Open Container Initiative Gains Momentum As AT&T, Oracle, Twitter And Others Join

A month ago, Docker and the Linux Foundation announced the Open Container Project at Docker’s developer conference. Now called the Open Container Initiative, the project is seeing rapid growth, as the Linux Foundation’s executive director Jim Zemlin announced at OSCON this morning. Not only have 14 new companies signed up for the project, but as Zemlin announced today, the OCI now also sports a draft charter.

The new partners backing the initiative, which will shepherd the future of the Docker container spec going forward in order to establish a common standard around containers, include AT&T, ClusterHQ, Datera, Kismatic, Kyup, Midokura, Nutanix, Oracle, Polyverse, Resin.io, Sysdig, SUSE, Twitter and Verizon (TechCrunch’s corporate overlords). They are joining founding members like Amazon, Microsoft, CoreOS, Docker, Intel, Mesosphere, Red Hat and others.

2015-07-22_1016As Docker’s VP of enterprise marketing David Messina told us, he believes the group of OCI backers now includes a good blend of large players, smaller companies and users. He especially noted that having Oracle on board now means the project will get more feedback around containers on Solaris — where Oracle has a lot of experience. Similarly, he believes that having more distributions, monitoring companies and large enterprises on board will make for better products in the end, given that they can all contribute their own expertise to the project.
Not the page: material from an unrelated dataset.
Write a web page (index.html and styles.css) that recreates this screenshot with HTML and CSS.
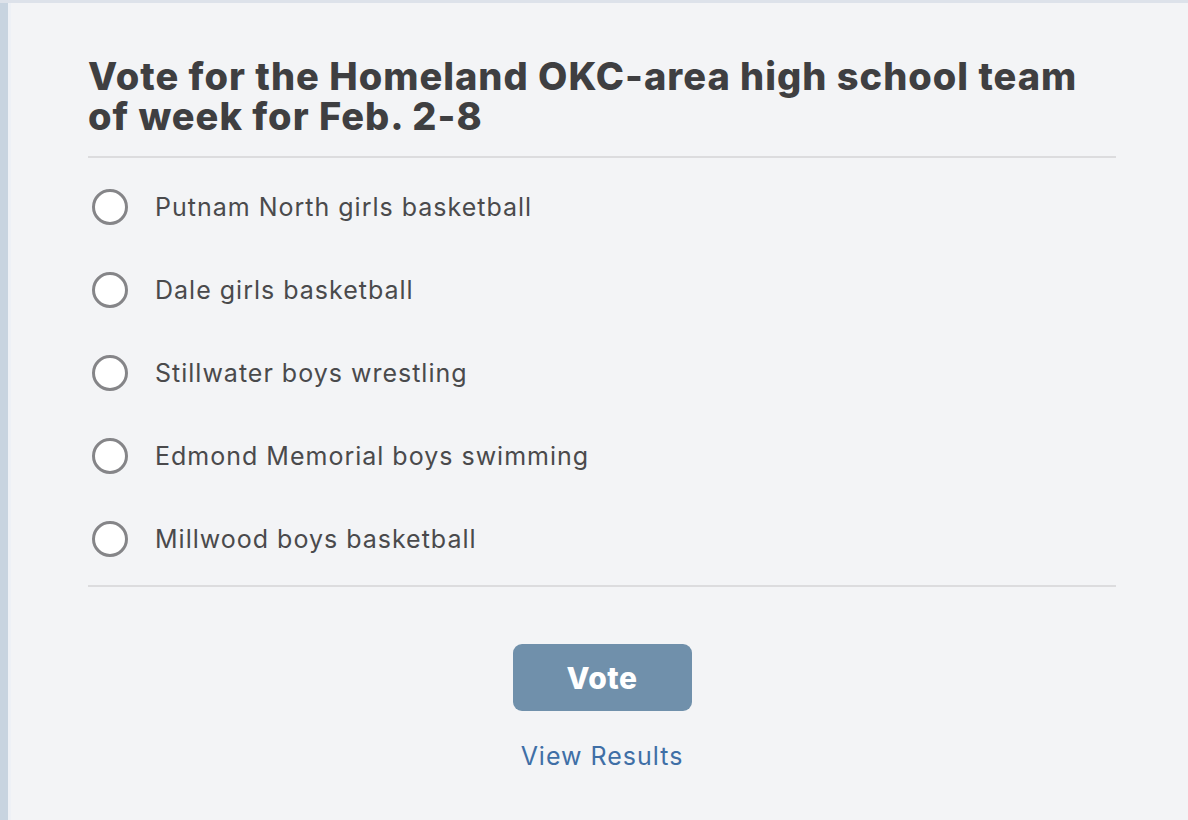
FILE: index.html
```html
<!DOCTYPE html>
<html>
<head>
<meta charset="utf-8">
<link rel="stylesheet" href="styles.css">
</head>
<body>
<div class="frame">
  <div class="strip"></div>
  <main class="poll">
    <h1 class="title">Vote for the Homeland OKC-area high school team of week for Feb. 2-8</h1>
    <ul class="options">
      <li class="option"><span class="radio"></span><span class="label">Putnam North girls basketball</span></li>
      <li class="option"><span class="radio"></span><span class="label">Dale girls basketball</span></li>
      <li class="option"><span class="radio"></span><span class="label">Stillwater boys wrestling</span></li>
      <li class="option"><span class="radio"></span><span class="label">Edmond Memorial boys swimming</span></li>
      <li class="option"><span class="radio"></span><span class="label">Millwood boys basketball</span></li>
    </ul>
    <div class="actions">
      <button class="vote">Vote</button>
      <a class="results" href="#">View Results</a>
    </div>
  </main>
</div>
</body>
</html>
```

FILE: styles.css
```css
html, body {
  margin: 0;
  padding: 0;
  background: #f3f4f6;
  font-family: Inter, "Liberation Sans", Arial, sans-serif;
}
.frame {
  display: flex;
  height: 820px;
  border-top: 3px solid #dde2ea;
  box-sizing: border-box;
}
.strip {
  width: 8px;
  background: #c8d4e0;
  border-right: 3px solid #eef1f6;
}
.poll {
  flex: 1;
  padding: 53px 72px 0 77px;
}
.title {
  margin: 0;
  font-size: 38px;
  line-height: 40px;
  font-weight: 800;
  letter-spacing: 1px;
  color: #3f3f41;
  padding-bottom: 20px;
  border-bottom: 2px solid #dcdcde;
}
.options {
  list-style: none;
  margin: 0;
  padding: 7px 0 5px;
  border-bottom: 2px solid #dcdcde;
}
.option {
  display: flex;
  align-items: center;
  height: 83px;
}
.radio {
  width: 30px;
  height: 30px;
  border: 3px solid #858588;
  border-radius: 50%;
  background: #fff;
  margin-left: 4px;
  margin-right: 27px;
  flex: none;
}
.label {
  font-size: 25px;
  letter-spacing: 1px;
  color: #4a4a4c;
}
.actions {
  display: flex;
  flex-direction: column;
  align-items: center;
  padding-top: 57px;
}
.vote {
  width: 179px;
  height: 67px;
  border: none;
  border-radius: 9px;
  background: #7090ab;
  color: #fff;
  font-family: inherit;
  font-weight: 800;
  font-size: 30px;
  letter-spacing: 0.5px;
}
.results {
  margin-top: 30px;
  font-size: 25px;
  letter-spacing: 1px;
  color: #3f6fa6;
  text-decoration: none;
}
```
“The overwhelming interest in the Open Container Initiative is representative of both the opportunity containers offer for application development and the challenges we face with fragmentation,” the Linux Foundation’s Jim Zemlin said in a statement today. “With such strong community support and collaboration, we’re confident this effort will rise to the opportunity.”

According to Docker engineer Patrick Chanezon, the idea behind the charter was to keep it very lightweight. There will be a technical oversight committee in case there are conflicts and a trademark board for the group’s upcoming certification program, which will launch in the coming months.

With the container ecosystem growing quickly, there is clearly some pressure to create common standards both around the containers themselves and some of the tools around them. Otherwise, the promise of container portability, after all, is hard to realize. With the Cloud Native Computing Foundation (CNCF), which was announced yesterday, the Linux Foundation is now part of another major container-related open source project, too — this time around Google’s Kubernetes container management and scheduling tool.

So why is the Open Container Project now called the Open Container Initiative? As Zemlin noted during his OSCON keynote, people confused it with the Open Compute Project, so the team decided to change the name a little bit.